If you are in the middle of your journey, make sure you think the end is worth it. If it isn’t, quit right away and get onto a path that is worthwhile (because the journey will be long and sometimes tiresome, so it has to be something that your passion can boost you up during the hardest trial). For example, if I am trying to be an artist, but I have my ladder against the corporate ladder of McDonalds, no matter how much work I put into it, being the manager or CEO of McDonalds is not the end result I want. (I’m not criticizing you, if that’s what you want to do. It just doesn’t make sense for me to climb that ladder, if I specifically want to be an artist. On the other hand, since being an artist is my end goal, when the hard times hit, like no income or gallery commission, I am still happy doing art for myself. My passion for it, has and will sustain through the darkest of times). If you find that you are on the right path, then lean into it! Keep leaning and keep climbing!

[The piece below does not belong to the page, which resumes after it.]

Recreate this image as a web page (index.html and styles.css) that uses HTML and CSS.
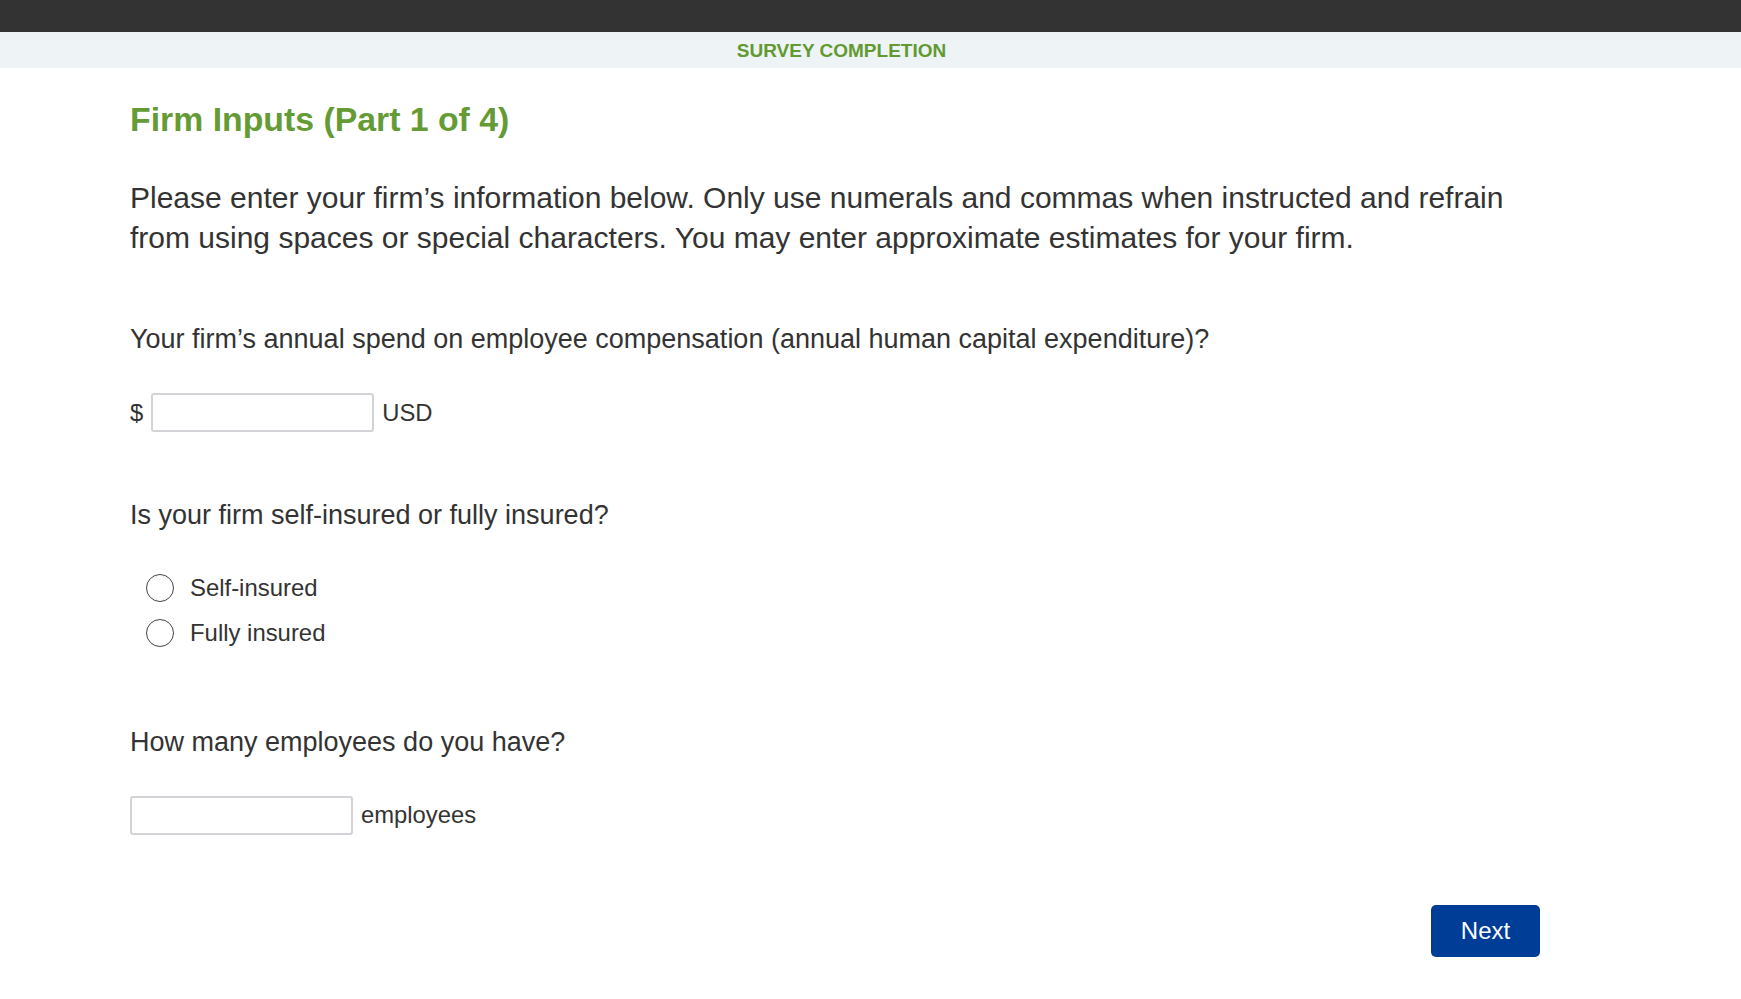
FILE: index.html
```html
<!DOCTYPE html>
<html lang="en">
<head>
    <meta charset="UTF-8">
    <meta name="viewport" content="width=device-width, initial-scale=1.0">
    <title>Survey Completion</title>
    <link rel="stylesheet" href="styles.css">
</head>
<body>
    <div class="topbar"></div>
    <div class="subbar">SURVEY COMPLETION</div>

    <div class="container">
        <h1>Firm Inputs (Part 1 of 4)</h1>
        <p class="intro">Please enter your firm’s information below. Only use numerals and commas when instructed and refrain from using spaces or special characters. You may enter approximate estimates for your firm.</p>

        <form id="firmForm">
            <div class="question q-spend">
                <label class="q-text" for="compSpend">Your firm’s annual spend on employee compensation (annual human capital expenditure)?</label>
                <div class="field-row">
                    <span class="unit">$</span>
                    <input type="text" id="compSpend">
                    <span class="unit">USD</span>
                </div>
            </div>

            <div class="question q-insured">
                <div class="q-text">Is your firm self-insured or fully insured?</div>
                <div class="options">
                    <label class="option"><input type="radio" name="insured" value="self"><span class="dot"></span>Self-insured</label>
                    <label class="option"><input type="radio" name="insured" value="fully"><span class="dot"></span>Fully insured</label>
                </div>
            </div>

            <div class="question q-employees">
                <label class="q-text" for="employees">How many employees do you have?</label>
                <div class="field-row">
                    <input type="text" id="employees">
                    <span class="unit">employees</span>
                </div>
            </div>

            <div class="actions">
                <button type="submit" class="btn-next">Next</button>
            </div>
        </form>
    </div>
</body>
</html>
```

FILE: styles.css
```css
body {
    font-family: "Liberation Sans", Arial, sans-serif;
    color: #333;
    margin: 0;
    background: #fff;
}
.topbar {
    height: 32px;
    background-color: #333;
}
.subbar {
    height: 36px;
    line-height: 38px;
    background-color: #eef3f6;
    text-align: center;
    padding-right: 58px;
    color: #629a31;
    font-weight: bold;
    font-size: 19px;
}
.container {
    width: 1410px;
    margin-left: 130px;
}
h1 {
    color: #659b35;
    font-size: 33.8px;
    margin: 0;
    padding-top: 31px;
    line-height: 40px;
}
.intro {
    font-size: 30px;
    line-height: 40px;
    margin: 39px 0 0;
    max-width: 1390px;
}
.question {
    margin-top: 65px;
}
.q-insured {
    margin-top: 67px;
}
.q-employees {
    margin-top: 79px;
}
.q-text {
    display: block;
    font-size: 27px;
    line-height: 32px;
}
.field-row {
    display: flex;
    align-items: center;
    gap: 8px;
    margin-top: 38px;
    font-size: 23.8px;
}
.field-row input {
    width: 223px;
    height: 39px;
    box-sizing: border-box;
    border: 2px solid #d2d2d7;
    border-radius: 3px;
    padding: 4px 8px;
    font-size: 20px;
    font-family: inherit;
}
.options {
    display: flex;
    flex-direction: column;
    gap: 16.5px;
    margin-top: 43px;
    padding-left: 16px;
}
.option {
    display: flex;
    align-items: center;
    gap: 16px;
    font-size: 23.9px;
    cursor: pointer;
}
.option input {
    display: none;
}
.dot {
    width: 26px;
    height: 26px;
    border: 1.5px solid #444;
    border-radius: 50%;
}
.actions {
    display: flex;
    justify-content: flex-end;
    margin-top: 70px;
}
.btn-next {
    background-color: #003d96;
    color: white;
    border: none;
    border-radius: 5px;
    width: 109px;
    height: 52px;
    font-size: 24px;
    font-family: inherit;
    cursor: pointer;
}
```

At the end of your journey, when you are victorious, congratulate yourself. Acknowledge the hardship and the accomplishments (like finishing high school, college, or getting that job, or learning a new skill, navigating in a new city, or creating that really awesome painting). Then after a moment of rest, ask yourself, what’s my next adventure? What’s next?
Then someday you can write an autobiography of your journey, to leave behind the blueprints for the next generation. It can be as epic as a trilogy of Lord of the Rings, Star Wars, or Oprah. It can be titled : "how I overcame (blank)" You fill in the rest. Good luck on your adventure! and remember that you are not alone.